It's the only memorial to Mike Bilandic I've ever seen, a festive celebration of two great Chicago traditions that nobody outside the city really understands, while those inside it only pretend to: Chicago celebrates its political corruption with a zeal normally reserved for the defense of parking spaces, and now some great genius has twinned the two.
In a side alley near 53rd and Woodlawn - those of you who know the city know instinctively where this is, another grand City tradition, marking territory and therefore the teller of a tale by implicit association with intersections - the memory of Chicago's snowed-in hopeless seat-warmer lives on, eternal flame tended by irony and nostalgia in unequal measure.
He let us drown in snow, the elders tell us, reminding us of a day when the provision (or lack thereof) of city services would drive even a Machine Mayor from office.

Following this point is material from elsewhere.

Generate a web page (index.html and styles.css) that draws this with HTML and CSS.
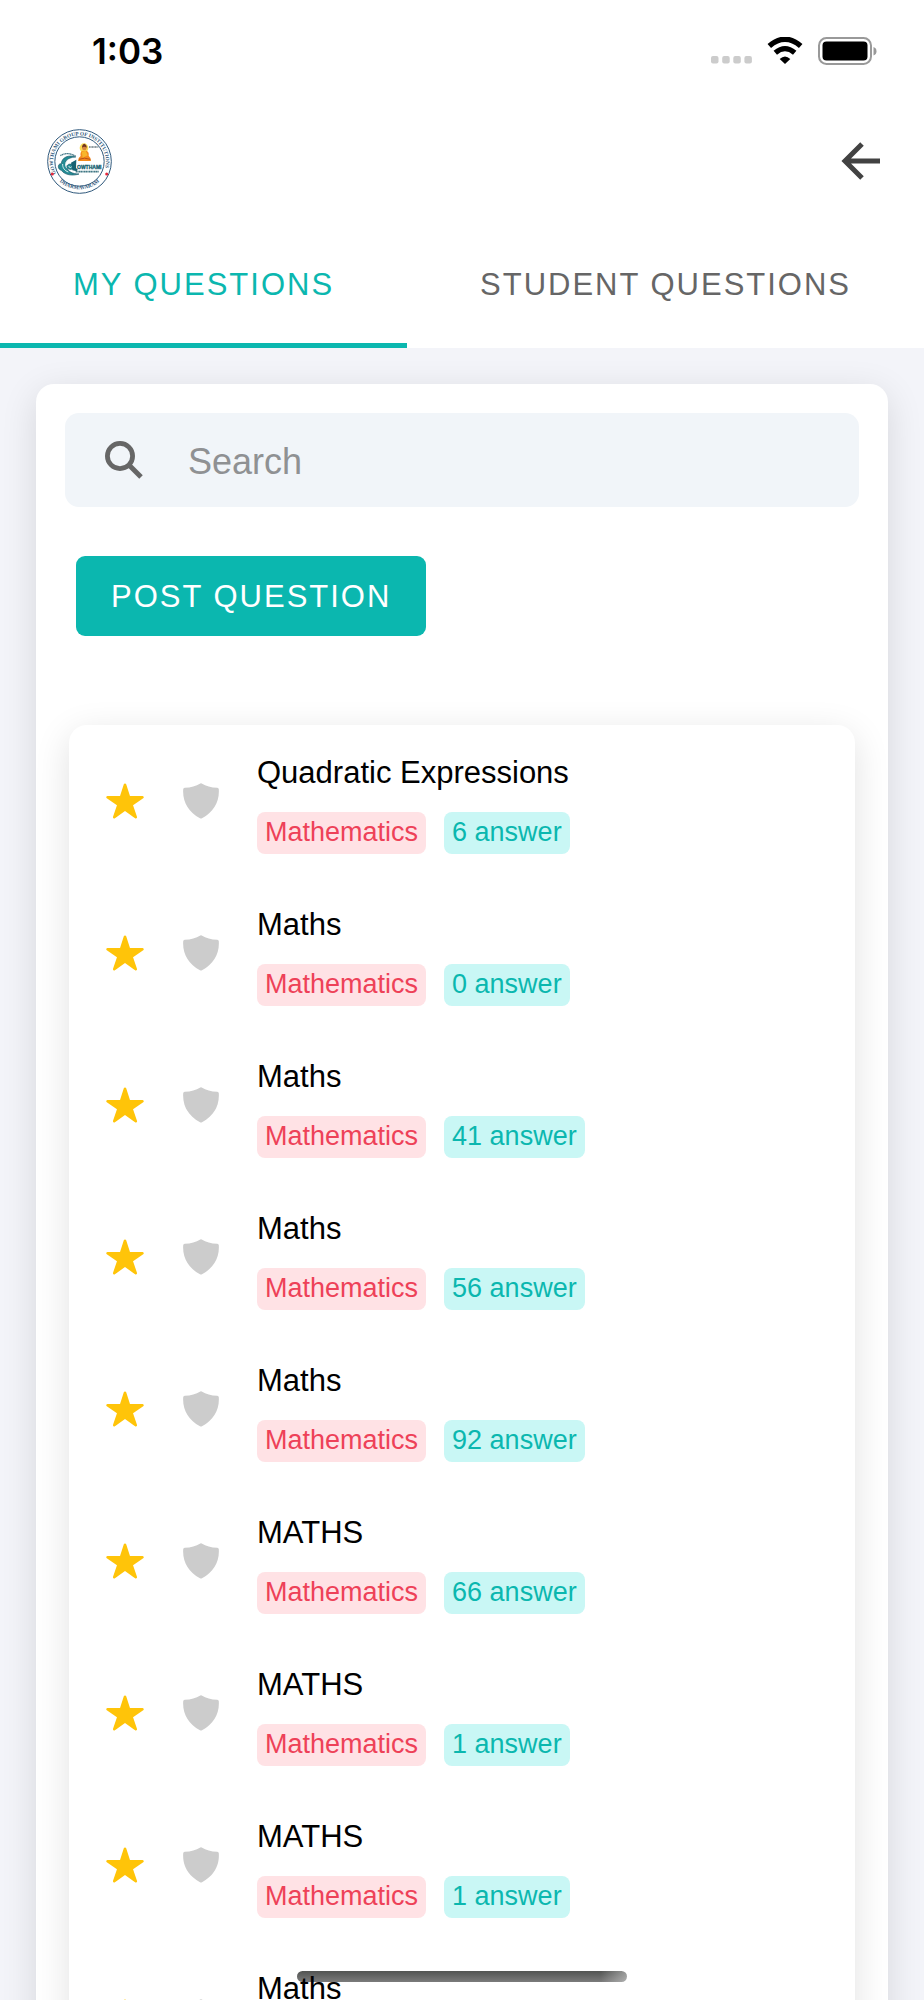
FILE: index.html
```html
<!DOCTYPE html>
<html lang="en">
<head>
<meta charset="utf-8">
<meta name="viewport" content="width=device-width, initial-scale=1">
<title>My Questions</title>
<link rel="stylesheet" href="styles.css">
</head>
<body>
<svg class="sprite" aria-hidden="true">
  <symbol id="star" viewBox="0 0 512 512"><path d="M394 480a16 16 0 01-9.390-3L256 383.760 127.390 477a16 16 0 01-24.550-18.080L153 310.350 23 221.200a16 16 0 019-29.200h160.380l48.400-148.950a16 16 0 0130.440 0l48.400 149H480a16 16 0 019.050 29.200L359 310.350l50.130 148.530A16 16 0 01394 480z"/></symbol>
  <symbol id="shield" viewBox="0 0 36 36"><path d="M17.300.4Q18-.1 18.700.4C23 3 28 4.400 34.300 4.800Q35.700 4.900 35.800 6.200C36.600 19 30.500 29 19 35.200Q18 35.800 17 35.200C5.500 29-.6 19 .2 6.200Q.3 4.900 1.700 4.800C8 4.400 13 3 17.300.4z"/></symbol>
</svg>
<div class="app">
  <div class="status">
    <span class="time">1:03</span>
    <div class="status-icons">
      <svg class="dots" viewBox="0 0 41 28"><g fill="#ccc"><rect x="0" y="19" width="7.500" height="7.500" rx="2"/><rect x="11.200" y="19" width="7.500" height="7.500" rx="2"/><rect x="22.300" y="19" width="7.500" height="7.500" rx="2"/><rect x="33.400" y="19" width="7.500" height="7.500" rx="2"/></g></svg>
      <svg class="wifi" viewBox="0 0 36 28"><path d="M2.300 9Q18-4.400 33.700 9" fill="none" stroke="#000" stroke-width="5.400"/><path d="M8.300 15.800Q18 7.400 27.700 15.800" fill="none" stroke="#000" stroke-width="5.200"/><path d="M12.700 22Q18 17 23.300 22L18 27z"/></svg>
      <svg class="battery" viewBox="0 0 59 28"><rect x="1" y="1" width="52" height="26" rx="7.500" fill="none" stroke="#999" stroke-width="2"/><rect x="4.500" y="4.500" width="45" height="19" rx="4"/><path d="M55.500 10Q58.500 11 58.500 14.200T55.500 18.500z" fill="#999"/></svg>
    </div>
  </div>
  <header class="header">
    <svg class="logo" viewBox="0 0 195 195" role="img" aria-label="Gowthami">
      <defs>
        <path id="ring-top" d="M30.500 140A79 79 0 11164.500 140"/>
        <path id="ring-bottom" d="M33 153A89 89 0 00162 153"/>
      </defs>
      <circle cx="97.500" cy="97.500" r="95.500" fill="#fff" stroke="#30597c" stroke-width="3"/>
      <circle cx="97.500" cy="97.500" r="74" fill="none" stroke="#30597c" stroke-width="3"/>
      <g class="ring-text">
        <text><textPath href="#ring-top" startOffset="2%">GOWTHAMI GROUP OF INSTITUTIONS</textPath></text>
        <text text-anchor="middle"><textPath href="#ring-bottom" startOffset="50%">DHARMAVARAM</textPath></text>
      </g>
      <circle cx="16" cy="135" r="4.500" fill="#e5273b"/><circle cx="179" cy="135" r="4.500" fill="#e5273b"/>
      <ellipse cx="111" cy="57" rx="13" ry="14" fill="#f9dc55"/>
      <path d="M93 96Q93 86 101 81Q98 68 107 65L118 65Q127 68 125 80Q133 87 132 96z" fill="#f48a1d"/>
      <path d="M104 68L116 65 122 79 107 86z" fill="#f7b62c"/>
      <circle cx="112" cy="57" r="7" fill="#d9873f"/>
      <path d="M105 56Q105 46 112 44Q120 47 119 56Q112 51 105 56z" fill="#73351f"/>
      <path d="M96 91Q112 84 130 91" fill="none" stroke="#b94e18" stroke-width="3"/>
      <path d="M86 84C65 76 44 85 43 104C31 103 31 121 43 124C54 139 78 141 96 135C77 135 64 128 61 118C78 128 84 112 73 106C62 103 58 111 61 118C47 102 58 85 86 84z" fill="#248b94" stroke="#1b5969" stroke-width="2"/>
      <path d="M47 105C46 116 53 125 64 129M65 91C54 99 53 110 60 118M65 111L70 117L76 111" fill="none" stroke="#d9eef0" stroke-width="3"/>
      <path d="M40 80Q63 66 87 83" fill="none" stroke="#477989" stroke-width="4" stroke-dasharray="4 1"/>
      <path d="M72 101L88 92 87 118 92 120 90 127 76 124z" fill="#176272"/>
      <text class="logo-name" x="90" y="119">OWTHAMI</text>
      <path d="M86 128H156" stroke="#417885" stroke-width="5" stroke-dasharray="4 1 3 1 5 1"/>
      <path d="M126 54H154" stroke="#6f7c83" stroke-width="4" stroke-dasharray="4 1 3 1"/>
    </svg>
    <button class="back" aria-label="Back"><svg viewBox="0 0 40 38"><path d="M39 19H4M21 2L4 19 21 36" fill="none" stroke="#424242" stroke-width="5"/></svg></button>
  </header>
  <nav class="tabs">
    <button class="tab active">MY QUESTIONS</button>
    <button class="tab">STUDENT QUESTIONS</button>
  </nav>
  <main class="content">
    <section class="card">
      <label class="search">
        <svg viewBox="0 0 39 39" aria-hidden="true"><circle cx="15" cy="15" r="12.600" fill="none" stroke="#666" stroke-width="4.800"/><path d="M24 24L36 36" stroke="#666" stroke-width="5"/></svg>
        <input type="search" placeholder="Search" aria-label="Search">
      </label>
      <button class="post">POST QUESTION</button>
      <ul class="list">
        <li class="row"><svg class="star"><use href="#star"/></svg><svg class="shield"><use href="#shield"/></svg><div class="info"><h2>Quadratic Expressions</h2><div class="tags"><span class="tag subject">Mathematics</span><span class="tag answers">6 answer</span></div></div></li>
        <li class="row"><svg class="star"><use href="#star"/></svg><svg class="shield"><use href="#shield"/></svg><div class="info"><h2>Maths</h2><div class="tags"><span class="tag subject">Mathematics</span><span class="tag answers">0 answer</span></div></div></li>
        <li class="row"><svg class="star"><use href="#star"/></svg><svg class="shield"><use href="#shield"/></svg><div class="info"><h2>Maths</h2><div class="tags"><span class="tag subject">Mathematics</span><span class="tag answers">41 answer</span></div></div></li>
        <li class="row"><svg class="star"><use href="#star"/></svg><svg class="shield"><use href="#shield"/></svg><div class="info"><h2>Maths</h2><div class="tags"><span class="tag subject">Mathematics</span><span class="tag answers">56 answer</span></div></div></li>
        <li class="row"><svg class="star"><use href="#star"/></svg><svg class="shield"><use href="#shield"/></svg><div class="info"><h2>Maths</h2><div class="tags"><span class="tag subject">Mathematics</span><span class="tag answers">92 answer</span></div></div></li>
        <li class="row"><svg class="star"><use href="#star"/></svg><svg class="shield"><use href="#shield"/></svg><div class="info"><h2>MATHS</h2><div class="tags"><span class="tag subject">Mathematics</span><span class="tag answers">66 answer</span></div></div></li>
        <li class="row"><svg class="star"><use href="#star"/></svg><svg class="shield"><use href="#shield"/></svg><div class="info"><h2>MATHS</h2><div class="tags"><span class="tag subject">Mathematics</span><span class="tag answers">1 answer</span></div></div></li>
        <li class="row"><svg class="star"><use href="#star"/></svg><svg class="shield"><use href="#shield"/></svg><div class="info"><h2>MATHS</h2><div class="tags"><span class="tag subject">Mathematics</span><span class="tag answers">1 answer</span></div></div></li>
        <li class="row"><svg class="star"><use href="#star"/></svg><svg class="shield"><use href="#shield"/></svg><div class="info"><h2>Maths</h2></div></li>
      </ul>
    </section>
  </main>
  <div class="home-indicator"></div>
</div>
</body>
</html>
```
FILE: styles.css
```css
* { box-sizing: border-box; }
body {
  margin: 0;
  background: #fff;
  color: #000;
  font-family: "Liberation Sans", Arial, sans-serif;
}
button, input { font: inherit; border: 0; padding: 0; background: none; }
svg { display: block; flex: none; }
.sprite { position: absolute; width: 0; height: 0; }
.app { display: flex; flex-direction: column; height: 100vh; overflow: hidden; }

.status {
  flex: none;
  display: flex;
  justify-content: space-between;
  align-items: center;
  height: 101px;
  padding: 0 47px 0 92px;
}
.time { font: 600 35px/40px Inter, sans-serif; }
.status-icons { display: flex; gap: 15px; }
.dots { width: 41px; height: 28px; }
.wifi { width: 36px; height: 28px; }
.battery { width: 59px; height: 28px; }

.header {
  flex: none;
  display: flex;
  justify-content: space-between;
  align-items: center;
  height: 120px;
  padding: 0 43px 0 47px;
}
.logo { width: 65px; height: 65px; }
.ring-text { font: 700 16px "Liberation Serif", serif; fill: #30597c; }
.logo-name { font: 700 15px "Liberation Sans", sans-serif; fill: #176272; stroke: #176272; }
.back svg { width: 40px; height: 38px; }

.tabs { flex: none; display: flex; height: 127px; }
.tab {
  flex: 1 1 auto;
  padding: 5px 32px 0;
  border-bottom: 5px solid transparent;
  color: #666;
  font-size: 31px;
  letter-spacing: 2px;
}
.tab.active { color: #0bb7af; border-color: #0bb7af; }

.content {
  flex: 1;
  min-height: 0;
  padding: 36px;
  overflow-y: auto;
  scrollbar-width: none;
  background: #f3f4f9;
}
.card {
  padding: 29px;
  background: #fff;
  border-radius: 18px;
  box-shadow: 0 9px 36px rgba(0, 0, 0, .12);
}
.search {
  display: flex;
  align-items: center;
  gap: 44px;
  height: 94px;
  padding: 0 40px;
  background: #f1f5f9;
  border-radius: 14px;
}
.search svg { width: 39px; height: 39px; }
.search input { flex: 1; min-width: 0; padding-top: 3px; font-size: 36px; outline: none; }
.search input::placeholder { color: #8f9193; opacity: 1; }
.post {
  margin: 49px 11px 0;
  height: 80px;
  padding: 2px 35px 0;
  border-radius: 9px;
  background: #0bb7af;
  color: #fff;
  font-size: 31px;
  letter-spacing: 2px;
}
.list {
  margin: 89px 4px 0;
  padding: 0;
  list-style: none;
  border-radius: 18px;
  box-shadow: 0 9px 36px rgba(0, 0, 0, .12);
}
.row {
  display: flex;
  align-items: center;
  min-height: 152px;
  padding: 0 36px;
}
.star { width: 40px; height: 40px; margin-right: 38px; fill: #ffc409; }
.shield { width: 36px; height: 36px; margin-right: 38px; fill: #ccc; }
.info { align-self: flex-start; padding: 28px 0 23px; }
.info h2 { margin: 0 0 19px; font-size: 31px; font-weight: 400; line-height: 40px; }
.tags { display: flex; gap: 18px; }
.tag {
  padding: 0 8px 2px;
  border-radius: 8px;
  font-size: 27px;
  line-height: 40px;
  white-space: nowrap;
}
.subject { background: #ffe2e5; color: #ee4158; }
.answers { background: #c9f7f5; color: #0bb7af; }

.home-indicator {
  position: fixed;
  bottom: 18px;
  left: 50%;
  width: 330px;
  height: 11px;
  margin-left: -165px;
  border-radius: 6px;
  background: linear-gradient(90deg, transparent 92%, rgba(255, 255, 255, .4)), linear-gradient(#525452, #7b7b7b);
  mix-blend-mode: multiply;
}
```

Woe betide the public official who fails to salt the streets, a lesson burned into the memory of anyone who wants to see their name in Chicago's version of flashing lights, on thin cardboard placed just outside the statutorily-mandated 100 feet from a polling place.
The machine gave us Bilandic, just like it gave us Daley before him and Daley after him and on down through the generations, past Cermak and Kelly and Nash and Brennan - dig those first-generation names that adorn our street signs still - all the way back to Ogden. But the machine, back when it was the Machine, gave us Bilandic right out of the fingertips of Chicago's real first Black Mayor, Wilson Frost - now there's a name you don't see on street signs - when it decided that the city charter didn't really mean it when it said that the (black) President Pro Temp of the City Council became Mayor when the Mayor died.
So they locked him out of the office, because of course they did, "can't find the keys," they actually told poor Wilson. One of those conversations in which you imagine everyone knows what's really going on whether or not anybody says it out loud, speaking in a code so transparent it might as well not be a code at all but appearances, even in Chicago, must be kept.
So yeah, Acting Mayor Frost tried to park in that space. It was clear of snow, no obstacles in sight, but the rusted-out chair was merely invisible. Don't you know it, Bilandic had shoveled that space out this morning and it was really his after all. He just forgot to put the chair out, but it was there, don't you worry about that. They should have called him Mayor Dibs; I hope they did.
The snow did him in. That's the legend, anyway; I wasn't around, or born. He didn't get Snow Command out on the roads fast enough, I guess, though I'm not sure what he could have done. January 14th, 1979, left Chicago buried under a still-record 29 inches of snow. This has definitely been a historically brutal winter, but we've only seen 62.9" of snow so far; in 1978-79, they got 80.6", which remains the snowiest winter since records were kept in this city.
The other thing that happened in these early February weeks 35 years ago was, as Mayor Dibs' luck would have it, a mayoral primary, and grumpy Chicagoans expressed their displeasure by voting for Jane Byrne. She ran as a reformer but she was solidly of Machine stock. Byrne was appointed to Daley's cabinet and fired from Bilandic's, and would, as Mayor, replace the head of the most important Machine institution, the Cook County Democratic Party, with a guy nicknamed Fast Eddie who somehow managed to be an even sleazier character than you might expect. At one point, ostensibly to curb the violence in the neighborhood, she moved into the (now largely demolished) Cabrini-Green projects, planning to stay for "as long as it takes," according to her press secretary. She stayed for three weeks.